## Records supplied:
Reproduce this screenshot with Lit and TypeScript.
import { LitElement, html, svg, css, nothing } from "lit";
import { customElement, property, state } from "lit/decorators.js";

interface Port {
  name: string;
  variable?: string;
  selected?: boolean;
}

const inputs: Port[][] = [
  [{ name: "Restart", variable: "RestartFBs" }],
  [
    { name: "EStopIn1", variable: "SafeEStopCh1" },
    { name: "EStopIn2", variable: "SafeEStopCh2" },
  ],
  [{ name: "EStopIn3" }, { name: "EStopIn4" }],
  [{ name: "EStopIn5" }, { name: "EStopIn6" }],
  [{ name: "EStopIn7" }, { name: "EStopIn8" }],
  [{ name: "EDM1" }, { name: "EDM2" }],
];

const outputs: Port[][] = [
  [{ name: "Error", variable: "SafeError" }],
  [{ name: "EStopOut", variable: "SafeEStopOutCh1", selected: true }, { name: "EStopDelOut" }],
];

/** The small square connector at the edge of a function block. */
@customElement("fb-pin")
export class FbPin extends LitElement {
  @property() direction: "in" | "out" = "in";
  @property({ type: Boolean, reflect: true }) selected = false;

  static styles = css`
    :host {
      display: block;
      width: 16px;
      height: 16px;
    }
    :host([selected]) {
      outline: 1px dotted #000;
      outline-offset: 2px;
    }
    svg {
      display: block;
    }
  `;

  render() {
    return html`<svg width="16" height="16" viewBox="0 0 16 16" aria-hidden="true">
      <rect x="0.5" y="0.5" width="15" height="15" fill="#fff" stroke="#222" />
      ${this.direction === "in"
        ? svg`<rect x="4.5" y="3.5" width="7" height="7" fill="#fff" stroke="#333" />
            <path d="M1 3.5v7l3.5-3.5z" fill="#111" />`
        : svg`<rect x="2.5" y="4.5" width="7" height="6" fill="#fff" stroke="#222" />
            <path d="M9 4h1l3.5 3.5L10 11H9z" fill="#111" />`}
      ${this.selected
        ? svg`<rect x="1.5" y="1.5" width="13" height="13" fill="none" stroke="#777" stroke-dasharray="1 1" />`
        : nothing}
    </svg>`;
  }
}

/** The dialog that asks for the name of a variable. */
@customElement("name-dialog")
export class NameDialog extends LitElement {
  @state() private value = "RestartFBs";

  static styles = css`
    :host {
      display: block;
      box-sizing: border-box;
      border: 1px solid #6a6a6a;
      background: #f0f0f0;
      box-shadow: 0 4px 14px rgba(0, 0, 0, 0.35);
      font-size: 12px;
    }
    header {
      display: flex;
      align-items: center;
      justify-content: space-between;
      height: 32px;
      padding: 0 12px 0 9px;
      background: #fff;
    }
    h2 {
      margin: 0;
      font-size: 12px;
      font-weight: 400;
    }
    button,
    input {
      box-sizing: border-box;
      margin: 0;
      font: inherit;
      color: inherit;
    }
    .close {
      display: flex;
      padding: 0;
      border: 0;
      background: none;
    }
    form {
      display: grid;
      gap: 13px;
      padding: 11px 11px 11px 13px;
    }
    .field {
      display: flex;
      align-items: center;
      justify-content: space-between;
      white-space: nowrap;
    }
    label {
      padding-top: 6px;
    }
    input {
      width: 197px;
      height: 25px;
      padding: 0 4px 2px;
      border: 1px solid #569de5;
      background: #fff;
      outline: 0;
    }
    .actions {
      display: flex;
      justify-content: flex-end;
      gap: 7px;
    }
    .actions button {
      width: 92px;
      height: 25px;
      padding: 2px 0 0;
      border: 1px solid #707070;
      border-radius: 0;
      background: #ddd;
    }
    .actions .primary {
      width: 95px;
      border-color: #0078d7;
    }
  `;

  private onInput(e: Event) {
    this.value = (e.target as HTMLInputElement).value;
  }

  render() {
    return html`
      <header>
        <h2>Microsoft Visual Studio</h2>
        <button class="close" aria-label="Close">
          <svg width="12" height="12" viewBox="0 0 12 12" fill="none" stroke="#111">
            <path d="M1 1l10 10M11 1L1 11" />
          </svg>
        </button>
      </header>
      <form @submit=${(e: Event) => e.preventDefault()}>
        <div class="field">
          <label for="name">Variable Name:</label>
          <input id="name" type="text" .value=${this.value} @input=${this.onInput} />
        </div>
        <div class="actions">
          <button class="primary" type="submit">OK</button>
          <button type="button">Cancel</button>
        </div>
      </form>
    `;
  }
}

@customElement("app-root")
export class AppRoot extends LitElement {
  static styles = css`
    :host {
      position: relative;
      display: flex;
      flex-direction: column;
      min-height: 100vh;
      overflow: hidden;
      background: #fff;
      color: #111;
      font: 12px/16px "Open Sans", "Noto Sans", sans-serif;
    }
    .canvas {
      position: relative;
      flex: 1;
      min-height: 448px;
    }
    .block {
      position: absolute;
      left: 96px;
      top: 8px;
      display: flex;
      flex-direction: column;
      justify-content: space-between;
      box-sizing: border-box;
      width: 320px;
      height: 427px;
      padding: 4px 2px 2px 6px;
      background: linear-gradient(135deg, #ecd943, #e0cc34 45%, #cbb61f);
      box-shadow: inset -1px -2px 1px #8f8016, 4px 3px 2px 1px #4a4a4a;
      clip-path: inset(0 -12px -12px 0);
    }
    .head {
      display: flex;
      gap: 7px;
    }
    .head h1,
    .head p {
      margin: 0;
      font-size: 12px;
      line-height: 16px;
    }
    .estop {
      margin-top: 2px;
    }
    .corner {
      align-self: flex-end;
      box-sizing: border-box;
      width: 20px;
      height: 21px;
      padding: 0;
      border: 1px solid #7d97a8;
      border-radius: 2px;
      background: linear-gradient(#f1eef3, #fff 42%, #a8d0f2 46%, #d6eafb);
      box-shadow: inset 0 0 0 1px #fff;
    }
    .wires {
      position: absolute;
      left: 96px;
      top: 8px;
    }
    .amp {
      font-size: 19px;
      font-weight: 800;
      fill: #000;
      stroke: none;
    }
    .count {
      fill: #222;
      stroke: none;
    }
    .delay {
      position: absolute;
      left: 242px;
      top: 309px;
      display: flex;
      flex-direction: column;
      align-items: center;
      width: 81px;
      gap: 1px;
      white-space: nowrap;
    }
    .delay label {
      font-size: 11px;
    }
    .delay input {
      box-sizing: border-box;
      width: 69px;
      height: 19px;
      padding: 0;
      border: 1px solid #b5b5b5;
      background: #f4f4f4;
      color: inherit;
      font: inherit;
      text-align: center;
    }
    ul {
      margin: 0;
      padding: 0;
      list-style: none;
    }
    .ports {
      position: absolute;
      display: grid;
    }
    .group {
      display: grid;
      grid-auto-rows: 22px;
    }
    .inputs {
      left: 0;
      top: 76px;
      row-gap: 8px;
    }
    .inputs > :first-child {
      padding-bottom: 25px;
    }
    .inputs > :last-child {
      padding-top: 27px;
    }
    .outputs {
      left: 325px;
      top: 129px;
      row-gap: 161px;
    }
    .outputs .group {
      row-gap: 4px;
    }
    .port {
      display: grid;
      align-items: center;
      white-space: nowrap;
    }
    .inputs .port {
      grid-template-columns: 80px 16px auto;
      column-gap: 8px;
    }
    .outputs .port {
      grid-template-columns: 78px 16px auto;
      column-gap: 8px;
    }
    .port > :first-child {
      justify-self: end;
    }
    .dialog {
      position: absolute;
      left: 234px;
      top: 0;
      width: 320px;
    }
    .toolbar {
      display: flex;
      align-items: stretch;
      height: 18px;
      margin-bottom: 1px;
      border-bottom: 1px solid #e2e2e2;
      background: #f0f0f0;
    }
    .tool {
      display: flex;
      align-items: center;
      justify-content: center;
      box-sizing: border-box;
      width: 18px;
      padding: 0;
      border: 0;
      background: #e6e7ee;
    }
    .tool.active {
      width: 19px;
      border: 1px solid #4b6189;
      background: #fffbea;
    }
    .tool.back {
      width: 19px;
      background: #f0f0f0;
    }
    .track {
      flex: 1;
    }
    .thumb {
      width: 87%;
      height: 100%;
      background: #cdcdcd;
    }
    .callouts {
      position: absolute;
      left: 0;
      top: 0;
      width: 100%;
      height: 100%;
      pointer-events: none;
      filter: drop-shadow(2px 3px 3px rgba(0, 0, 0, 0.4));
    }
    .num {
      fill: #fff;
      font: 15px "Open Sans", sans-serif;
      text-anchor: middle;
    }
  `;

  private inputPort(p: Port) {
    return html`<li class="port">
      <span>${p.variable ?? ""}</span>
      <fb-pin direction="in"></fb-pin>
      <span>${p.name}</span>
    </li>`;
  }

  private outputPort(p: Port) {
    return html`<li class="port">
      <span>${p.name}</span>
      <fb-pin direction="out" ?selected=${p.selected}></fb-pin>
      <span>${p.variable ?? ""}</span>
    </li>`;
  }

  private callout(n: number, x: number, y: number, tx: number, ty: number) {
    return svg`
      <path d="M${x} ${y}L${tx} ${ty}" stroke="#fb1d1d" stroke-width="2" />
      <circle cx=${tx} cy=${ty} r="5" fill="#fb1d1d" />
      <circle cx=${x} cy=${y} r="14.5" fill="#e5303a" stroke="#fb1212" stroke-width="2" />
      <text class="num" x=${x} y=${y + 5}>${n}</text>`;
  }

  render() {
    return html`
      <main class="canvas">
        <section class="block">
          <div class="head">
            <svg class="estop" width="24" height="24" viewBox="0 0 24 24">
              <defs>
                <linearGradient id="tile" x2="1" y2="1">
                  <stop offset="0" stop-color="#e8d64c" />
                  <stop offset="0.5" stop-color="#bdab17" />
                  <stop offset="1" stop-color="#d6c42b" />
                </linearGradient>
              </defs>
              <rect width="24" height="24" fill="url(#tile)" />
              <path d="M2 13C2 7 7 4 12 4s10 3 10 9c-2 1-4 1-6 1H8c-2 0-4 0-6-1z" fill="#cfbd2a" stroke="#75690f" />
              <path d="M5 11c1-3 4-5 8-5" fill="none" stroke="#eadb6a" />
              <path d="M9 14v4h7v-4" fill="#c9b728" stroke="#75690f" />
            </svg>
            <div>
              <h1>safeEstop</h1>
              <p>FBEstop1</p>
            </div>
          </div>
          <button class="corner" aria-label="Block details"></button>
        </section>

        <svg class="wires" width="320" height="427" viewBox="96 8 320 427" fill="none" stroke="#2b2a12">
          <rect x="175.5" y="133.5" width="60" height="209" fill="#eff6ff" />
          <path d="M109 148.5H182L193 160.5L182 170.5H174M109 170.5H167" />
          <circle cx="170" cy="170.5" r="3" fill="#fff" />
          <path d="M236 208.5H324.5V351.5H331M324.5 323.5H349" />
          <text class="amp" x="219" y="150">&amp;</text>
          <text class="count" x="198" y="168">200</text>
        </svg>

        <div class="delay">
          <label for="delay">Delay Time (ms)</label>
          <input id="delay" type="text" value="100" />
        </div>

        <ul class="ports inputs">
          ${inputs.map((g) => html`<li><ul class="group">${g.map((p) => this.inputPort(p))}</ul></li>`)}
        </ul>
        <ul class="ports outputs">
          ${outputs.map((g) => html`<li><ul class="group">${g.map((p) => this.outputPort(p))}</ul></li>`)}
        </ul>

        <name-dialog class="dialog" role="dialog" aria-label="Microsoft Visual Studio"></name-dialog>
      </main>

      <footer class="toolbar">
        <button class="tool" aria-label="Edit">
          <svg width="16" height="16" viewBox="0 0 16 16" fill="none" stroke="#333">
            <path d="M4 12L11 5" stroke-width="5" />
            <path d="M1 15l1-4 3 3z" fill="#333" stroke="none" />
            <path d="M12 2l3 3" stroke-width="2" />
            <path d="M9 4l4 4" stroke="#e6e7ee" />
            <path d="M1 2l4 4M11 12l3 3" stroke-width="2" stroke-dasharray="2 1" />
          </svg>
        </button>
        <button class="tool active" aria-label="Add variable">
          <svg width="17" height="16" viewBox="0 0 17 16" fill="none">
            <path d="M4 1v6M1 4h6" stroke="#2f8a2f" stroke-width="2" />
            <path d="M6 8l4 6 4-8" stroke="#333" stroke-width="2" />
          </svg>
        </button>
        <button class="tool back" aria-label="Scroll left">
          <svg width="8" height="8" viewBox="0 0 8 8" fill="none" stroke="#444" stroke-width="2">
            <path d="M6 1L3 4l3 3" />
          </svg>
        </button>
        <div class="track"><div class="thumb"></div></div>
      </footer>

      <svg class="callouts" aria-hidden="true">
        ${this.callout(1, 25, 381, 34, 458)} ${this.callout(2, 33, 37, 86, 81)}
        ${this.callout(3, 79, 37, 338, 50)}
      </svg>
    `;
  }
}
* * *
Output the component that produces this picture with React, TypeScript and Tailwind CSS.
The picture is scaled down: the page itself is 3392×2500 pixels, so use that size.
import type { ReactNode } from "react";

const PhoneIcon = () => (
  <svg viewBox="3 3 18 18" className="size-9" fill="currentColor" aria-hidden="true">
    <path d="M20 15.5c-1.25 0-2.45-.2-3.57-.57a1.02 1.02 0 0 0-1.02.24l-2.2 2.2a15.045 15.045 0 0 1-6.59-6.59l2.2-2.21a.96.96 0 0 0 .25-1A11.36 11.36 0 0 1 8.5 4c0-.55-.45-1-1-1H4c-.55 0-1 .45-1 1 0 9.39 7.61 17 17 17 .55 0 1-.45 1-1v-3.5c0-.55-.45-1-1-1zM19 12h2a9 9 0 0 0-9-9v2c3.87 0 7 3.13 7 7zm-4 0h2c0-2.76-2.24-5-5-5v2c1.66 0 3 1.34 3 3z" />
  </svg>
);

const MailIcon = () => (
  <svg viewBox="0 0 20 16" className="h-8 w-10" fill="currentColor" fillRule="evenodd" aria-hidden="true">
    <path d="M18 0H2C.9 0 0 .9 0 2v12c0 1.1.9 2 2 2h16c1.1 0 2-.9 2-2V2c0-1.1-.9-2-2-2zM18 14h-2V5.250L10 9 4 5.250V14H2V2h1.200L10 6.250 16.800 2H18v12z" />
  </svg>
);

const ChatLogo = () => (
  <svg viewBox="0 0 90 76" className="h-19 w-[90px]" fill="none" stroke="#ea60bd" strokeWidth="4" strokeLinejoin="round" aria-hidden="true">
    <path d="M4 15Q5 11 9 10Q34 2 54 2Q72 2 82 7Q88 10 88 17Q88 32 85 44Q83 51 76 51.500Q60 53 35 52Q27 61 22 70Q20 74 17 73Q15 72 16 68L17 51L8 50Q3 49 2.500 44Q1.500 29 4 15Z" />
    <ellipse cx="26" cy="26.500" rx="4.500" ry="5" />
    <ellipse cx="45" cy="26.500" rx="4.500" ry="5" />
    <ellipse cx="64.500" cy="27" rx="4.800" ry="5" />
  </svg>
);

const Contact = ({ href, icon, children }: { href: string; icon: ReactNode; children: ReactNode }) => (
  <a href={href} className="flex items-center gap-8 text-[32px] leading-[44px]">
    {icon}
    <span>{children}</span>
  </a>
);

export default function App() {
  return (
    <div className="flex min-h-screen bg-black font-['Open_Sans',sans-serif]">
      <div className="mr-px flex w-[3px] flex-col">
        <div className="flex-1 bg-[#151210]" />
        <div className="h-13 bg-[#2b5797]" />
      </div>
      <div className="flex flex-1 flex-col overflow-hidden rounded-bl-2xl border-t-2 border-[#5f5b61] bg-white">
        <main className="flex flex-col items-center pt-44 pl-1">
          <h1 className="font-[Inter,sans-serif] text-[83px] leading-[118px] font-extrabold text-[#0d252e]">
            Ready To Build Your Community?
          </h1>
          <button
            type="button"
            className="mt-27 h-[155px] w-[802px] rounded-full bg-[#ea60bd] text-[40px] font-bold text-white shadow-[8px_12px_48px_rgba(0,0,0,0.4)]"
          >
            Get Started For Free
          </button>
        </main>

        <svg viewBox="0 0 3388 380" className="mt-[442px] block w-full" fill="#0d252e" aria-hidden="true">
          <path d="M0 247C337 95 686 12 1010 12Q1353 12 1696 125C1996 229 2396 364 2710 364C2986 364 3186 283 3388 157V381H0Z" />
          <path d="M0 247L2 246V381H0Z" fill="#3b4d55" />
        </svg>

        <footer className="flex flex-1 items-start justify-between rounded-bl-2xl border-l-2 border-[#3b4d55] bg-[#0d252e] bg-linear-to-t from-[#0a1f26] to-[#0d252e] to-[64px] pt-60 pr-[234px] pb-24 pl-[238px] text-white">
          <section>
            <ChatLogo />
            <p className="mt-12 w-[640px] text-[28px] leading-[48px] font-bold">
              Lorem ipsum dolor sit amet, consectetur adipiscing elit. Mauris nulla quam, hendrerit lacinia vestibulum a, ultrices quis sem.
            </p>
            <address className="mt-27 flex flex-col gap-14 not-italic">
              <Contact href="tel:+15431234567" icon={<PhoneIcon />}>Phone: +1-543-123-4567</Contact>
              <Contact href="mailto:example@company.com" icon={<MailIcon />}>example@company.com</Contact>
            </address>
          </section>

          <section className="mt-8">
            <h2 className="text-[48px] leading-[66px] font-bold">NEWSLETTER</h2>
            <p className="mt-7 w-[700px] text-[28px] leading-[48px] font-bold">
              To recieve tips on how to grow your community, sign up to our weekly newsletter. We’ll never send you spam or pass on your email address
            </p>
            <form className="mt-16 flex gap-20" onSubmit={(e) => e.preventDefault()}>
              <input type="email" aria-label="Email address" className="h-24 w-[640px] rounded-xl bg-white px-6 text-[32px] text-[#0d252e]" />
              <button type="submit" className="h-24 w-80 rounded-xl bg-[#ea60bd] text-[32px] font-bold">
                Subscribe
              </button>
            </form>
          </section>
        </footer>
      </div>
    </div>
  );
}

## Task requirements:
Extract every line above that contains the word "picture".

## Solution to this task:
Output the component that produces this picture with React, TypeScript and Tailwind CSS.
The picture is scaled down: the page itself is 3392×2500 pixels, so use that size.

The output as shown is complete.